Слуцкий возвращает Сельвинского в начало советской эпохи — канонизированной, мифологизированной и потому недоступной. Поэт показан как забытая окаменелость, сохраняющая при этом свою историчность (пятилетние планы). С одной стороны, фильм его «кино немого» не следует растягивать. С другой, он рассмотрен в исторических, всемирных («Пять строк в истории всемирной, / листок — в истории родной / поэзии...») и космических масштабах — по значимости это близко к Священному Писанию. Ключевой leitwort опять же — «давным-давно». Образ «кино немого» в семантике Слуцкого несет особую символическую нагрузку. В стихотворении «На экране безмолвные лики...», <...> извечное русское молчание, которому поэт дерзает придать голос, настает в результате того, что во время показа фильма в кинотеатре пропадает звук. Внутренний диалог произведений поэта служит обещанием, что историческое и поколенческое забвение Сельвинского ни в коем случае не будет необратимым.
Далее Слуцкий облекает память о своем педагоге в другие слова:
Учитель! К счастью ль, к сожаленью,
учился — я, он — поучал.
А я не отличался ленью.
Он многое в меня вкачал.
Он до сих пор неровно дышит
к тому, что я в стихах толку.
Недаром мне на книгах пишет:
любимому ученику.
По воле или по неволе
мы эту дань отдать должны.
Мы не вольны в семье и в школе,
в учителях мы не вольны.
Учение: в нем есть порука
взаимная, как на войне.
Мы отвечаем друг за друга.
Его колотят — больно мне.
Присутствие Сельвинского в своей жизни и его влияние Слуцкий рассматривает как знак судьбы, по определению не зависящий от его воли. Тем самым он высказывается о природе своих отношений с русской литературой и с непосредственными предшественниками, советскими авангардистами. Его бы не устроила негативная модель «тревожности влияния», предложенная Блумом — она ведет к ошибочному прочтению Сельвинского. Вместо этого, подобно мудрецу из Талмуда, он превращает преклонение перед учителем в бремя, своего рода заповедь. Однако такая почтительная поза неоднозначна. В отличие от Самойлова, восклицающего: «Мне выпало счастье быть русским поэтом», Слуцкий исключает понятия удачи и волевого усилия из привязанности к человеку, научившему его искусству стихосложения. Как уже говорилось, в его портрете Сельвинского присутствуют и ирония, и смущение. В мемуарном отрывке он признаёт: «Стихи мои ему не были близки». Слуцкий, как будет показано в этой главе, пытается обосновать сложные отношения с наставником. Давая определение, с одной стороны, поэтическому братству, а с другой — еврейскому языку, общему для них с учителем, Слуцкий восстанавливает творческое величие Сельвинского и обозначает собственное место в русской и советской традиции.
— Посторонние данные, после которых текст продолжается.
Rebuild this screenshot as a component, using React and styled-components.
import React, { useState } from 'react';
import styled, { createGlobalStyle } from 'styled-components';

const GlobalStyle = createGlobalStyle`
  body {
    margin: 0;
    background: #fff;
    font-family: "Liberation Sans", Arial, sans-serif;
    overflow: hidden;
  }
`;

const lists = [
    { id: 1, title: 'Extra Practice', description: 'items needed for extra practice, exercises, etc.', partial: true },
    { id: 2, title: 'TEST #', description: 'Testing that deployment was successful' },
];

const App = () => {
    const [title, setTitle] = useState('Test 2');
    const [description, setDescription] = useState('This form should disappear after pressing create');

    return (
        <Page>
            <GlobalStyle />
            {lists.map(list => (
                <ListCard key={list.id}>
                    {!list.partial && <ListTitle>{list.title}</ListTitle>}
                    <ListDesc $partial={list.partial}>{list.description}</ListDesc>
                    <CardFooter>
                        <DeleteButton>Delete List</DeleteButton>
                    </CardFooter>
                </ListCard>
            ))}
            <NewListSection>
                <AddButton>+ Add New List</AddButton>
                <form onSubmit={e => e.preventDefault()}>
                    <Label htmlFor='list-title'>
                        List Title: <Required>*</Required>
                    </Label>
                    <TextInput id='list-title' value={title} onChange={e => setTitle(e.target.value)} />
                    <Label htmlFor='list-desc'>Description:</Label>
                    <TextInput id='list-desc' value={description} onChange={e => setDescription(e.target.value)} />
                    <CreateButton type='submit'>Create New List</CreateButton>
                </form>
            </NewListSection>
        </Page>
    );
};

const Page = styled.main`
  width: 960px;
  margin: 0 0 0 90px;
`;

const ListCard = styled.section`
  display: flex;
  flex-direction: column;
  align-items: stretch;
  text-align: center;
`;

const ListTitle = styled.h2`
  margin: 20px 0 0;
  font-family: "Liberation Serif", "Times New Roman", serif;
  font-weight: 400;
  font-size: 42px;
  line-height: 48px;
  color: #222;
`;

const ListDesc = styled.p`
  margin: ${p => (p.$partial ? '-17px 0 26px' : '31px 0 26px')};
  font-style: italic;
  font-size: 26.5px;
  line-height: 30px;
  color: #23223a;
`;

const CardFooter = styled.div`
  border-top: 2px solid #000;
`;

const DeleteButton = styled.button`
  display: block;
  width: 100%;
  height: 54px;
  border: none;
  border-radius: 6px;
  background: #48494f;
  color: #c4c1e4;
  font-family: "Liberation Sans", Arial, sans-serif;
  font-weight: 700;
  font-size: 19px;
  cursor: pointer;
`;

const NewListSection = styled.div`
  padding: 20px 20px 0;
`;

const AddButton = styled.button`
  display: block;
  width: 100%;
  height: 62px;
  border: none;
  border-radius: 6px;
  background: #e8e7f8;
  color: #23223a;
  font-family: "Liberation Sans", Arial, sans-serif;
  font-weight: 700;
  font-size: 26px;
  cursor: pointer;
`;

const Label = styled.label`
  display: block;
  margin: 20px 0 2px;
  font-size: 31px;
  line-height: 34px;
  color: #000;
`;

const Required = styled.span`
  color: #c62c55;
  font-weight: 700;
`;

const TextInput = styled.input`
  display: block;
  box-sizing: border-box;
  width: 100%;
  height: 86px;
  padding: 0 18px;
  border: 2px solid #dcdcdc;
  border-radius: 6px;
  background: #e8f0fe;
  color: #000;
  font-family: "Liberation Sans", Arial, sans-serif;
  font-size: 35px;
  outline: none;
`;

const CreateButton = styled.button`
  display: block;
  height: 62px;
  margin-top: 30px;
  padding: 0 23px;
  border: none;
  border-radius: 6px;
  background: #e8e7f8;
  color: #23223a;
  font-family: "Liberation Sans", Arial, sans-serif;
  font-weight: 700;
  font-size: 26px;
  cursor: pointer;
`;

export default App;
В этих переосмысленных отношениях Слуцкий превращается в любимого ученика. Как и Цветаева, которая в «Новогоднем» объявляет о родстве всех великих поэтов, Слуцкий протягивает схожую цепь между собой и Сельвинским; соответственно, зависимость поэтов друг от друга ставится выше иерархии учитель — ученик. Так герой чеховского «Студента» размышляет в момент духовного подъема: «Прошлое... связано с настоящим непрерывною цепью событий, вытекавших одно из другого. И ему казалось, что он только что видел оба конца этой цепи: дотронулся до одного конца, как дрогнул другой». Цепь — понятие, близкое к тому, как Слуцкий осмыслял историю, — и есть то, что порождает его почтительное восхищение Сельвинским. Рассматривая еврейский аспект этого понятия, уместно будет вспомнить слова из нобелевской лекции Ш. Й. Агнона:
Кто они, мои наставники в поэзии и прозе? <...> Кто вскормил меня? Не всякий человек упомнит каждую выпитую каплю молока и как звали корову, что дала молоко. <...> Прежде всего назову Священное Писание; оно научило меня составлять слова.
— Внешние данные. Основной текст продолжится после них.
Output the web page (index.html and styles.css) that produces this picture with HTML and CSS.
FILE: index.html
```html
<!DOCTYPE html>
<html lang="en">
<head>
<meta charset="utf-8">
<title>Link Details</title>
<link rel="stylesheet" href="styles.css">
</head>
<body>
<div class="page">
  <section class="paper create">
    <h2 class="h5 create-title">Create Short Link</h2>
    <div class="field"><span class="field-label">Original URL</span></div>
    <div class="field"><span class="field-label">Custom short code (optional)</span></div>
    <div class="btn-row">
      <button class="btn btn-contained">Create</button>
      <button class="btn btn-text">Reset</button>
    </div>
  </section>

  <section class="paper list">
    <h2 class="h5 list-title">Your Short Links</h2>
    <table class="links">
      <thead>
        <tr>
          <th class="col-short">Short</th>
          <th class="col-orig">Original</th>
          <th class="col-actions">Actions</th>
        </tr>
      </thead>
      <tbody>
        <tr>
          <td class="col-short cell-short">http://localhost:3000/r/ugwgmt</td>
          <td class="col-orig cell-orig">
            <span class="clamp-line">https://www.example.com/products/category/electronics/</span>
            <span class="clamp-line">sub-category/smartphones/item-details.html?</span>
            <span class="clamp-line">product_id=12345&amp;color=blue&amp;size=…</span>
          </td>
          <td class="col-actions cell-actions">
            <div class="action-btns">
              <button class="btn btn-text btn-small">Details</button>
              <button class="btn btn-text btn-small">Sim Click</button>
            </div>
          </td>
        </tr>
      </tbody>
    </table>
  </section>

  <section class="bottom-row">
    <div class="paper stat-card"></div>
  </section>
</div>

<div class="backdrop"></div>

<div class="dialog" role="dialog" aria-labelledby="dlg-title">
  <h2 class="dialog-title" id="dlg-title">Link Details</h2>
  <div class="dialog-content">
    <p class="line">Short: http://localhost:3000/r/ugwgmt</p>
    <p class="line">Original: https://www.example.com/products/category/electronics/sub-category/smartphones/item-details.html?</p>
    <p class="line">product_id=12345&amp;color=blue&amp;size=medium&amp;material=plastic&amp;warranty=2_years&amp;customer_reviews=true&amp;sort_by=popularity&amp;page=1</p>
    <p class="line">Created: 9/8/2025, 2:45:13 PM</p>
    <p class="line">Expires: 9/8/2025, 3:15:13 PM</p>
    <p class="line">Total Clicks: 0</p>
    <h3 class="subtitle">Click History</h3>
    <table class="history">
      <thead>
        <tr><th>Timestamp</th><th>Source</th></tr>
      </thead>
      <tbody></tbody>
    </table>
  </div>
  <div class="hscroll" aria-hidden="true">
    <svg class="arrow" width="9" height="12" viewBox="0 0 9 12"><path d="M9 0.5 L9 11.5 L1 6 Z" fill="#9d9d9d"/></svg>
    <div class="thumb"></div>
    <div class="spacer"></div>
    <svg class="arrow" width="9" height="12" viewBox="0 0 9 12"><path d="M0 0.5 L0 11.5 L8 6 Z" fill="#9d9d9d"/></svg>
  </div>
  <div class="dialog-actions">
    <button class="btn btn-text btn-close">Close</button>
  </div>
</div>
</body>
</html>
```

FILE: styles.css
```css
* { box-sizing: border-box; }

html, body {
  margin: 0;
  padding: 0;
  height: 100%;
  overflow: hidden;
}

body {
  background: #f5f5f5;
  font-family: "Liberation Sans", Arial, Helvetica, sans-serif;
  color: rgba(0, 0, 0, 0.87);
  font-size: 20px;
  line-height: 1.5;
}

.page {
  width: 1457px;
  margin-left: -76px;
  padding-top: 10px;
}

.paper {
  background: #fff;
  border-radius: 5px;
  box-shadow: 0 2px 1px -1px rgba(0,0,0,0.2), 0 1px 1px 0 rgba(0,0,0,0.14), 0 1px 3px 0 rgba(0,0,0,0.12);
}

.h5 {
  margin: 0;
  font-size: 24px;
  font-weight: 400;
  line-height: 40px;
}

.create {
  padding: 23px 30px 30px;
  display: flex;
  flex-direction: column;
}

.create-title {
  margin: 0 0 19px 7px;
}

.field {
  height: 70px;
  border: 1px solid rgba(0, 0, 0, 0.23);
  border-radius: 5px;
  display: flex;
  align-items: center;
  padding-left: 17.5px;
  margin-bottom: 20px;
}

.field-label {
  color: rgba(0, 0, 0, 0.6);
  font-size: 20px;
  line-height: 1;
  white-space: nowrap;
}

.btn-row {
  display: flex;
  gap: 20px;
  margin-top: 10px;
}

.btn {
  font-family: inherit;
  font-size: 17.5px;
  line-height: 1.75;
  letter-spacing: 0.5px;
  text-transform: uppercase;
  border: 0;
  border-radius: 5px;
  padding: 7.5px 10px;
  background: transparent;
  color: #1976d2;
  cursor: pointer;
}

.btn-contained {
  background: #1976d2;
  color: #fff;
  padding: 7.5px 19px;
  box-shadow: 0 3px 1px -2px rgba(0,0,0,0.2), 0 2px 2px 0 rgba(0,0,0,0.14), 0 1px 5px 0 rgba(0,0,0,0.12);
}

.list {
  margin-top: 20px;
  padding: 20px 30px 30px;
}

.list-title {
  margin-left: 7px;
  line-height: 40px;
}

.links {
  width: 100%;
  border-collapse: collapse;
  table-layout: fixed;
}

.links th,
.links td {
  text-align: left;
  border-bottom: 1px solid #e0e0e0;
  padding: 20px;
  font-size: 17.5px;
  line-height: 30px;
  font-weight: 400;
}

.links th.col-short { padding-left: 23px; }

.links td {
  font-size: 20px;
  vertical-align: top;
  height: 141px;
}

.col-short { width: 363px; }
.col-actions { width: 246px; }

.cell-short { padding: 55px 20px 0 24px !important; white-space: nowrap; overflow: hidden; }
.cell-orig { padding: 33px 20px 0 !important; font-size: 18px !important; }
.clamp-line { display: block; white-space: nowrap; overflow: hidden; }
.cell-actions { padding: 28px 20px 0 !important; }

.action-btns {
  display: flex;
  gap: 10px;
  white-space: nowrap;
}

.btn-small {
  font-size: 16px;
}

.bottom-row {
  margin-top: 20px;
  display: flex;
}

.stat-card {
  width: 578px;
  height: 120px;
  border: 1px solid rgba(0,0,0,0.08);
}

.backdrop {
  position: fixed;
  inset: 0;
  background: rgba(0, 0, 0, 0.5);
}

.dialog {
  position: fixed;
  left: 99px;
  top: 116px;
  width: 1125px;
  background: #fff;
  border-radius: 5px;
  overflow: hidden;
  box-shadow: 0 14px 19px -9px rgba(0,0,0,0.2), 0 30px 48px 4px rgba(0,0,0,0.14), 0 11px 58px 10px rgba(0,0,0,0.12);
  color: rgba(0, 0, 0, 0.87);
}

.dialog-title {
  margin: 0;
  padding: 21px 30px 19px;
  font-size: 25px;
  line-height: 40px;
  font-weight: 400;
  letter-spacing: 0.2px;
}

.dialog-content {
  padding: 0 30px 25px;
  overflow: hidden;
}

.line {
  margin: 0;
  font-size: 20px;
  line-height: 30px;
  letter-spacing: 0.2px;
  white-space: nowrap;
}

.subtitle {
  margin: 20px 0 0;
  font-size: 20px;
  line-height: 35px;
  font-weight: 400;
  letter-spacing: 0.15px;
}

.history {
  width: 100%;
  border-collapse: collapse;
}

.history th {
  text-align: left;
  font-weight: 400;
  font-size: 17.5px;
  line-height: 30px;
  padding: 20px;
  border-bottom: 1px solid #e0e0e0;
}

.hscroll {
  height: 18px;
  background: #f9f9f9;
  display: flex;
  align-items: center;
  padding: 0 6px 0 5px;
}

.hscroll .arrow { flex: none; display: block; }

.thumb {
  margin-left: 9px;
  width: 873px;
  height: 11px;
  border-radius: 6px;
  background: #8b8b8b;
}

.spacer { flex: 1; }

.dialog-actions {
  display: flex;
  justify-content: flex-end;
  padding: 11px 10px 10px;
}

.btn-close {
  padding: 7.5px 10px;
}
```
Последнее утверждение совершенно справедливо и в отношении Слуцкого, хотя он, очевидно, приходит к нему совершенно иным путем, нежели Агнон, отношения которого с ивритом и еврейскими текстуальными традициями абсолютно однозначны, несмотря на модернистский посыл. Перефразируя слова Э. Жабеса о Целане, я бы добавил, что «за его языком звучит неумирающее эхо другого языка». Как будет показано ниже, Слуцкий опознаёт схожее, откровенно еврейское эхо и в стихах самого Сельвинского. Общее поэтическое пространство, на краях которого они стоят, — это еврейский конструкт в центре русского литературного поля. Соответственно, Слуцкий переосмысляет Сельвинского в характерном еврейском ключе, тем самым придавая его стихам новую жизнеспособность. Говоря конкретно, он учится у наставника тому, как откликаться на катастрофу своего века, и в ответ преподает радикально новый урок по созданию таких откликов («уроки сам теперь даю»), который напрямую вытекает из подходов учителя.